The time is right to begin looking beyond the tailpipe and instead consider the full life cycle emissions of vehicles. The trend is not unlike what has happened in the construction industry over the last several years. Initially, the focus of green building standards and rating programs were on operational energy improvement, as it was the dominant phase in the life cycle of buildings. As the use phase of buildings has become increasingly more efficient, however, the focus is now shifting to building materials and the construction process through the incorporation of new assessment methods. These methods include whole building life cycle assessment (LCA) and environmental footprinting. For example, the Material and Resources section in the latest version of the Leadership in Energy & Environmental Design (LEED) green building rating program (LEED v4) was significantly rewritten to include LCA-related credits for whole buildings and building products. Similarly in automotive design, regulators and engineers have been doing an excellent job improving fuel economy, but now need to consider the emissions from production of the materials that go into every vehicle, to lessen the automotive sector's impact on our environment with certainty.

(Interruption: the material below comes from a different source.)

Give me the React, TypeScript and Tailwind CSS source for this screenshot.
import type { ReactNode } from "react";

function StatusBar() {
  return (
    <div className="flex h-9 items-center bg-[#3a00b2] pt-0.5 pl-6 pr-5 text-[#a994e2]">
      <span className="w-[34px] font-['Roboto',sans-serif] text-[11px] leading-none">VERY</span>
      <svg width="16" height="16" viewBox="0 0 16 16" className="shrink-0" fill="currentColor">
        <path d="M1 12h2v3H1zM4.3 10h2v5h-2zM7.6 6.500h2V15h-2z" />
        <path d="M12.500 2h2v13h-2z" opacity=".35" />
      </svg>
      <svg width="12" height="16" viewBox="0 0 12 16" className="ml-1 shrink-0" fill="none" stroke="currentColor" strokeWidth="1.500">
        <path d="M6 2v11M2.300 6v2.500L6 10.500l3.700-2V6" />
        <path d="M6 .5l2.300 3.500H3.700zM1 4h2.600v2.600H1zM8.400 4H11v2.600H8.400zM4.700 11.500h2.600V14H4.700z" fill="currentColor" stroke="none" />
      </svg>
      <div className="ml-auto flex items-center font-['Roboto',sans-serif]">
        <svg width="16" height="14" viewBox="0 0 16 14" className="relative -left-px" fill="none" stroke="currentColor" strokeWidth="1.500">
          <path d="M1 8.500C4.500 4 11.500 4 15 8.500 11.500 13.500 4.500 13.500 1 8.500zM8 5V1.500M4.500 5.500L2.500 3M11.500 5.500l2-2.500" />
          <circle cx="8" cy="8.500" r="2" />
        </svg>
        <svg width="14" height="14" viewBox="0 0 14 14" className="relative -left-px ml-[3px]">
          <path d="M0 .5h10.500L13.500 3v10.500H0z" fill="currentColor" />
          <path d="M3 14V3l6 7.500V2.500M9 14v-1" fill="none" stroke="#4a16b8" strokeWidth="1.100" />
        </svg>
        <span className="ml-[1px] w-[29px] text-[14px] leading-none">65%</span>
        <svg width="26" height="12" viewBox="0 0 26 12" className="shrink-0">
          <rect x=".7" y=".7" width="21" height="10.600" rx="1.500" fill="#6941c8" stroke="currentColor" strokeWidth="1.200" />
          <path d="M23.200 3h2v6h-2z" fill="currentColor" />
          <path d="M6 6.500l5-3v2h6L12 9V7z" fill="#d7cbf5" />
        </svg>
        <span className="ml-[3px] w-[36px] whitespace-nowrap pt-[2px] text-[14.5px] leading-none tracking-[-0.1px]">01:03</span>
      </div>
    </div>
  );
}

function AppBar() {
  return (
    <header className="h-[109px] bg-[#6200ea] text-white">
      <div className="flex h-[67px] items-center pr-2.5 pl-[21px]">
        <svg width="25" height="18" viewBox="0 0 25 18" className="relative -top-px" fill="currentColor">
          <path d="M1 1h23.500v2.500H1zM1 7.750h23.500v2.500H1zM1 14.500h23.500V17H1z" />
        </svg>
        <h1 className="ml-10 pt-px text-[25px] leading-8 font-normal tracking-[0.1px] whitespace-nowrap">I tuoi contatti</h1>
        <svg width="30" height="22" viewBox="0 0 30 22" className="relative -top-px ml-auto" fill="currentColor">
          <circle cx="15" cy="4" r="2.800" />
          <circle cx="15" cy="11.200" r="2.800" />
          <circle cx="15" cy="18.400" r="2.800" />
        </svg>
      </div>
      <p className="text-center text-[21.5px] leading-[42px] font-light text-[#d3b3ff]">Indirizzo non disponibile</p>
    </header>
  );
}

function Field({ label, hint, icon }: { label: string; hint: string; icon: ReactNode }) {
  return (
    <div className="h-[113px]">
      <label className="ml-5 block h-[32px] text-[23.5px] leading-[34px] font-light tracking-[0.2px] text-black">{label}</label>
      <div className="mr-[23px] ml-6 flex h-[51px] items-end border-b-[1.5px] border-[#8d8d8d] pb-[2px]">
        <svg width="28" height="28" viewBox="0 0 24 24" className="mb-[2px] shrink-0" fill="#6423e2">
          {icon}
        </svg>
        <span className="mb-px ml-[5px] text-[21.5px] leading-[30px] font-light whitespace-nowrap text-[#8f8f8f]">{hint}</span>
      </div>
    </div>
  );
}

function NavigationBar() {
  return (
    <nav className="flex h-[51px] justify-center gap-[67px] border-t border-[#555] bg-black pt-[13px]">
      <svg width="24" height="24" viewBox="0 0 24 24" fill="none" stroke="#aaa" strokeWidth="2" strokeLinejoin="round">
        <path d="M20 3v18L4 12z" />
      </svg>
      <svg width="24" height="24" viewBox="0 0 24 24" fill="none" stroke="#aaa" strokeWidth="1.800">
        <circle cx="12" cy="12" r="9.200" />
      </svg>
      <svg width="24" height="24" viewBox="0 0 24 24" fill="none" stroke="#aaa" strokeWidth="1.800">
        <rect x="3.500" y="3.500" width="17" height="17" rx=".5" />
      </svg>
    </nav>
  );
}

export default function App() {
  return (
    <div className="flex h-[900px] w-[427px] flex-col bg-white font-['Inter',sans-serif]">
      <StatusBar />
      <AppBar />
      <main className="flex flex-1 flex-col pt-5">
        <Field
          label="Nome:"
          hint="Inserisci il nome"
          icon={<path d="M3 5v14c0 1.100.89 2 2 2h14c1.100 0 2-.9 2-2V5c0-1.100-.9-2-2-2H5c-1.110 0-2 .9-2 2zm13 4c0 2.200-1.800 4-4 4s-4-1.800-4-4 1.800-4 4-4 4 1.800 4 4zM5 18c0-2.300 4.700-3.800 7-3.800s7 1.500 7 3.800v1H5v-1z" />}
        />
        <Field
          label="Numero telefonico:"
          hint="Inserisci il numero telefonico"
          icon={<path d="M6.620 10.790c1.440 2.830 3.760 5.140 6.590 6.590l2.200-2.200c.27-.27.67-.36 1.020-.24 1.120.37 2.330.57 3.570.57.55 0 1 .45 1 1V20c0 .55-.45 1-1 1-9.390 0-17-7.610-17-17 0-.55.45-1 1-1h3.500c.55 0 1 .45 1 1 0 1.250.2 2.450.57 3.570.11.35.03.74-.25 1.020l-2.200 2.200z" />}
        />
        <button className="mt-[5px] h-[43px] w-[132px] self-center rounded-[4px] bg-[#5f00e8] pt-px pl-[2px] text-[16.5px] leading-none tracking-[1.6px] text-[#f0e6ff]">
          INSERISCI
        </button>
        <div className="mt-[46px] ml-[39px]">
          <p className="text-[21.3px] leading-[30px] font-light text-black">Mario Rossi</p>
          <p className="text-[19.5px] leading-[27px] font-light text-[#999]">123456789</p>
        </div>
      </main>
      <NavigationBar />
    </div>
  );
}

1. U.S. Environmental Protection Agency, Office of Transportation and Air Quality (OTAQ). “Light-Duty Automotive Technology, Carbon Dioxide Emissions, and Fuel Economy Trends: 1975 – 2015" website. Available online: http://www3.epa.gov/otaq/fetrends.htm
2. Derived from the peer-reviewed University of California, Santa Barbara Automotive Materials GHG Comparison Model V4, October 2013.
3. The Aluminum Association. "The Environmental Footprint of Semi-Finished Aluminum Products in North America: A Life Cycle Assessment Report." December 2013.
4.> Derived from the peer-reviewed University of California, Santa Barbara Automotive Materials GHG Comparison Model V4, October 2013.